→ **What needs to be done**
Retype each line exactly. Skip images.

→ **Listed entries**
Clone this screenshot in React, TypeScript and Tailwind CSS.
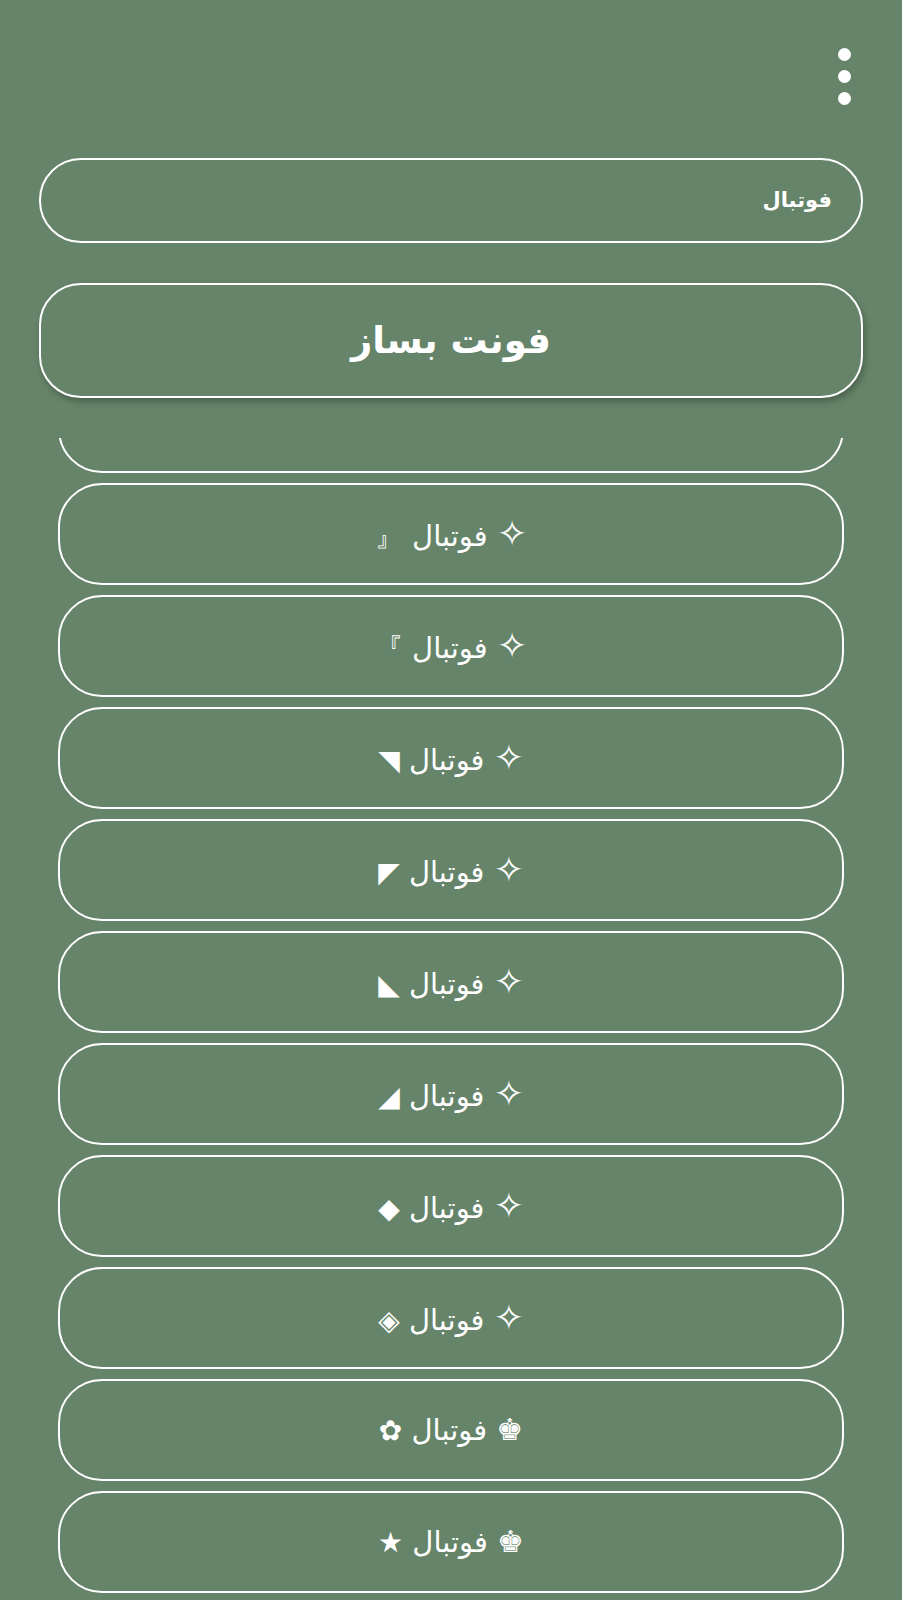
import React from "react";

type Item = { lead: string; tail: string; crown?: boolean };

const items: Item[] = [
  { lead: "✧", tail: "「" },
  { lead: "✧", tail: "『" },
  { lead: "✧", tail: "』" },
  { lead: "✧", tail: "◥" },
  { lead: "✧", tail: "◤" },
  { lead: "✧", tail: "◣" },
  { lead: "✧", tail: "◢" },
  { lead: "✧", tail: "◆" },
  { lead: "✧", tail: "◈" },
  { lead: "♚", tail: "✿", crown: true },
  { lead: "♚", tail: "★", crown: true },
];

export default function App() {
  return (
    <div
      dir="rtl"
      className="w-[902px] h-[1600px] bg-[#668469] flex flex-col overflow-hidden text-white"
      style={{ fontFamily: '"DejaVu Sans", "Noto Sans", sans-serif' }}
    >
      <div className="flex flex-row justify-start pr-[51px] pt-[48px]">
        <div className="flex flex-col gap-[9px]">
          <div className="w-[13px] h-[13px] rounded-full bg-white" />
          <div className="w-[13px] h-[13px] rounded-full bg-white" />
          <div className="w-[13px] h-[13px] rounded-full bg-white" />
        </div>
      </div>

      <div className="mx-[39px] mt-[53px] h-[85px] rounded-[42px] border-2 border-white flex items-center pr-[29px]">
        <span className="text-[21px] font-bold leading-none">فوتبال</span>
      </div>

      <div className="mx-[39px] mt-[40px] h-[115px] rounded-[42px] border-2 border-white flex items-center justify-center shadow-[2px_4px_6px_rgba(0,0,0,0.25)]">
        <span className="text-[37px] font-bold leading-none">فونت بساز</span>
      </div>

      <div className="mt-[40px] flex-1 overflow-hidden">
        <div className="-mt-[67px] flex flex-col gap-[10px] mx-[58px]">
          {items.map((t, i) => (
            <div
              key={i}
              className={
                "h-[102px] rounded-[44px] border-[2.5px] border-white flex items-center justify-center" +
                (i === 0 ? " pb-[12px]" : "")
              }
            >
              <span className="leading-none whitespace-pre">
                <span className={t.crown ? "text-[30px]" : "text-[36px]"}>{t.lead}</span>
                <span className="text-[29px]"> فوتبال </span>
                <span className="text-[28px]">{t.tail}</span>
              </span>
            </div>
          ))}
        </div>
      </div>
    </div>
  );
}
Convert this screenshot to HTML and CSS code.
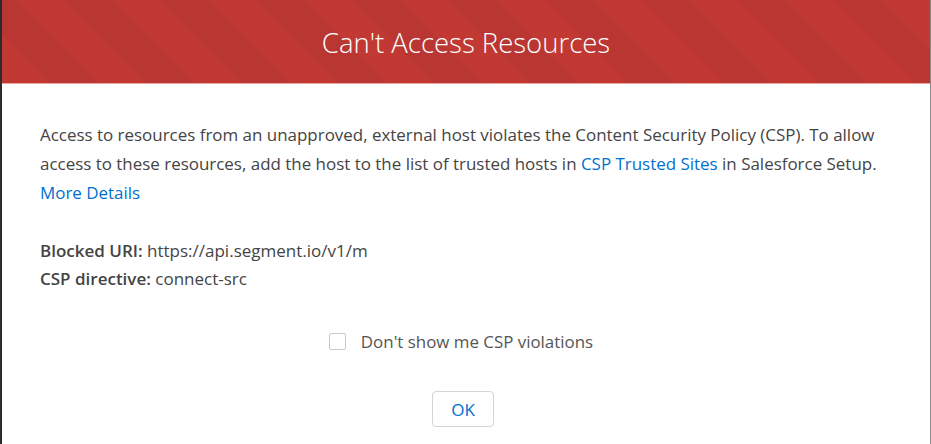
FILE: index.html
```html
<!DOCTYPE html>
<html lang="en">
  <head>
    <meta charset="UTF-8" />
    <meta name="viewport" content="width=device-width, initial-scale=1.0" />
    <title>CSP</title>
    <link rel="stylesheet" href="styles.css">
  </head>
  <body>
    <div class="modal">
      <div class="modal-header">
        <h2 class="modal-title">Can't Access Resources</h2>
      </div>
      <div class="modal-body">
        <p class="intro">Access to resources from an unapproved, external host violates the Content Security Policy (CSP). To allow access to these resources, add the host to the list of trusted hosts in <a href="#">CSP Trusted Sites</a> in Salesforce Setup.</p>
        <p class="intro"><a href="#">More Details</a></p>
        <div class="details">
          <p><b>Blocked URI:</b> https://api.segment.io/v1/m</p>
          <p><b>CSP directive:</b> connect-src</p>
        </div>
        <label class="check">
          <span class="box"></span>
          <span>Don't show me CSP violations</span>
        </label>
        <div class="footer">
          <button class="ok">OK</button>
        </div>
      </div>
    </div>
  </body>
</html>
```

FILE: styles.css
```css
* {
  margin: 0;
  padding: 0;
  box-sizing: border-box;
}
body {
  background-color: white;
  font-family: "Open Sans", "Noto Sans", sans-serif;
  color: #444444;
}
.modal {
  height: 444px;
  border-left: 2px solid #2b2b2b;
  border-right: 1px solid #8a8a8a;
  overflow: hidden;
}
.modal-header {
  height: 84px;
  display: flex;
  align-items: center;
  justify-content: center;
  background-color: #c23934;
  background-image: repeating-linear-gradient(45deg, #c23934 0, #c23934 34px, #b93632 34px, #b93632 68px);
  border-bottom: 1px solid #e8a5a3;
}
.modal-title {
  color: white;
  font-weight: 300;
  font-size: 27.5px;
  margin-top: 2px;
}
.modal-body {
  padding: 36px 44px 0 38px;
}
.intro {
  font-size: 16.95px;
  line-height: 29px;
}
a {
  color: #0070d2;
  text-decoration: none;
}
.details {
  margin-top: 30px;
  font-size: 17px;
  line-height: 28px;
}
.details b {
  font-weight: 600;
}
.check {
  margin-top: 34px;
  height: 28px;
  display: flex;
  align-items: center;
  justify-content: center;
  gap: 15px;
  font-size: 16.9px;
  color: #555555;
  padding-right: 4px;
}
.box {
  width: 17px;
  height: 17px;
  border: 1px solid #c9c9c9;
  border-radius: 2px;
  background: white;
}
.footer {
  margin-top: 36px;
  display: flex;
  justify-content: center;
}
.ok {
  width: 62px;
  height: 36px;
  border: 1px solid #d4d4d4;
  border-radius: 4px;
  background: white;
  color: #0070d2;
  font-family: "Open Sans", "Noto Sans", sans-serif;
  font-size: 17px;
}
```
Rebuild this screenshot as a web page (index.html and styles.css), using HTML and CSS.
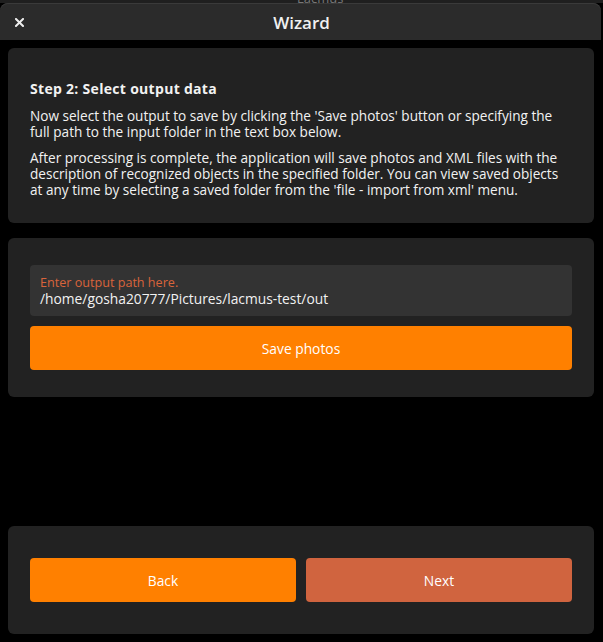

→ **Written response**
Clone this screenshot in React, TypeScript and Tailwind CSS.
import React from "react";

type Item = { lead: string; tail: string; crown?: boolean };

const items: Item[] = [
  { lead: "✧", tail: "「" },
  { lead: "✧", tail: "『" },
  { lead: "✧", tail: "』" },
  { lead: "✧", tail: "◥" },
  { lead: "✧", tail: "◤" },
  { lead: "✧", tail: "◣" },
  { lead: "✧", tail: "◢" },
  { lead: "✧", tail: "◆" },
  { lead: "✧", tail: "◈" },
  { lead: "♚", tail: "✿", crown: true },
  { lead: "♚", tail: "★", crown: true },
];

export default function App() {
  return (
    <div
      dir="rtl"
      className="w-[902px] h-[1600px] bg-[#668469] flex flex-col overflow-hidden text-white"
      style={{ fontFamily: '"DejaVu Sans", "Noto Sans", sans-serif' }}
    >
      <div className="flex flex-row justify-start pr-[51px] pt-[48px]">
        <div className="flex flex-col gap-[9px]">
          <div className="w-[13px] h-[13px] rounded-full bg-white" />
          <div className="w-[13px] h-[13px] rounded-full bg-white" />
          <div className="w-[13px] h-[13px] rounded-full bg-white" />
        </div>
      </div>

      <div className="mx-[39px] mt-[53px] h-[85px] rounded-[42px] border-2 border-white flex items-center pr-[29px]">
        <span className="text-[21px] font-bold leading-none">فوتبال</span>
      </div>

      <div className="mx-[39px] mt-[40px] h-[115px] rounded-[42px] border-2 border-white flex items-center justify-center shadow-[2px_4px_6px_rgba(0,0,0,0.25)]">
        <span className="text-[37px] font-bold leading-none">فونت بساز</span>
      </div>

      <div className="mt-[40px] flex-1 overflow-hidden">
        <div className="-mt-[67px] flex flex-col gap-[10px] mx-[58px]">
          {items.map((t, i) => (
            <div
              key={i}
              className={
                "h-[102px] rounded-[44px] border-[2.5px] border-white flex items-center justify-center" +
                (i === 0 ? " pb-[12px]" : "")
              }
            >
              <span className="leading-none whitespace-pre">
                <span className={t.crown ? "text-[30px]" : "text-[36px]"}>{t.lead}</span>
                <span className="text-[29px]"> فوتبال </span>
                <span className="text-[28px]">{t.tail}</span>
              </span>
            </div>
          ))}
        </div>
      </div>
    </div>
  );
}
Convert this screenshot to HTML and CSS code.
FILE: index.html
```html
<!DOCTYPE html>
<html lang="en">
  <head>
    <meta charset="UTF-8" />
    <meta name="viewport" content="width=device-width, initial-scale=1.0" />
    <title>CSP</title>
    <link rel="stylesheet" href="styles.css">
  </head>
  <body>
    <div class="modal">
      <div class="modal-header">
        <h2 class="modal-title">Can't Access Resources</h2>
      </div>
      <div class="modal-body">
        <p class="intro">Access to resources from an unapproved, external host violates the Content Security Policy (CSP). To allow access to these resources, add the host to the list of trusted hosts in <a href="#">CSP Trusted Sites</a> in Salesforce Setup.</p>
        <p class="intro"><a href="#">More Details</a></p>
        <div class="details">
          <p><b>Blocked URI:</b> https://api.segment.io/v1/m</p>
          <p><b>CSP directive:</b> connect-src</p>
        </div>
        <label class="check">
          <span class="box"></span>
          <span>Don't show me CSP violations</span>
        </label>
        <div class="footer">
          <button class="ok">OK</button>
        </div>
      </div>
    </div>
  </body>
</html>
```

FILE: styles.css
```css
* {
  margin: 0;
  padding: 0;
  box-sizing: border-box;
}
body {
  background-color: white;
  font-family: "Open Sans", "Noto Sans", sans-serif;
  color: #444444;
}
.modal {
  height: 444px;
  border-left: 2px solid #2b2b2b;
  border-right: 1px solid #8a8a8a;
  overflow: hidden;
}
.modal-header {
  height: 84px;
  display: flex;
  align-items: center;
  justify-content: center;
  background-color: #c23934;
  background-image: repeating-linear-gradient(45deg, #c23934 0, #c23934 34px, #b93632 34px, #b93632 68px);
  border-bottom: 1px solid #e8a5a3;
}
.modal-title {
  color: white;
  font-weight: 300;
  font-size: 27.5px;
  margin-top: 2px;
}
.modal-body {
  padding: 36px 44px 0 38px;
}
.intro {
  font-size: 16.95px;
  line-height: 29px;
}
a {
  color: #0070d2;
  text-decoration: none;
}
.details {
  margin-top: 30px;
  font-size: 17px;
  line-height: 28px;
}
.details b {
  font-weight: 600;
}
.check {
  margin-top: 34px;
  height: 28px;
  display: flex;
  align-items: center;
  justify-content: center;
  gap: 15px;
  font-size: 16.9px;
  color: #555555;
  padding-right: 4px;
}
.box {
  width: 17px;
  height: 17px;
  border: 1px solid #c9c9c9;
  border-radius: 2px;
  background: white;
}
.footer {
  margin-top: 36px;
  display: flex;
  justify-content: center;
}
.ok {
  width: 62px;
  height: 36px;
  border: 1px solid #d4d4d4;
  border-radius: 4px;
  background: white;
  color: #0070d2;
  font-family: "Open Sans", "Noto Sans", sans-serif;
  font-size: 17px;
}
```
Rebuild this screenshot as a web page (index.html and styles.css), using HTML and CSS.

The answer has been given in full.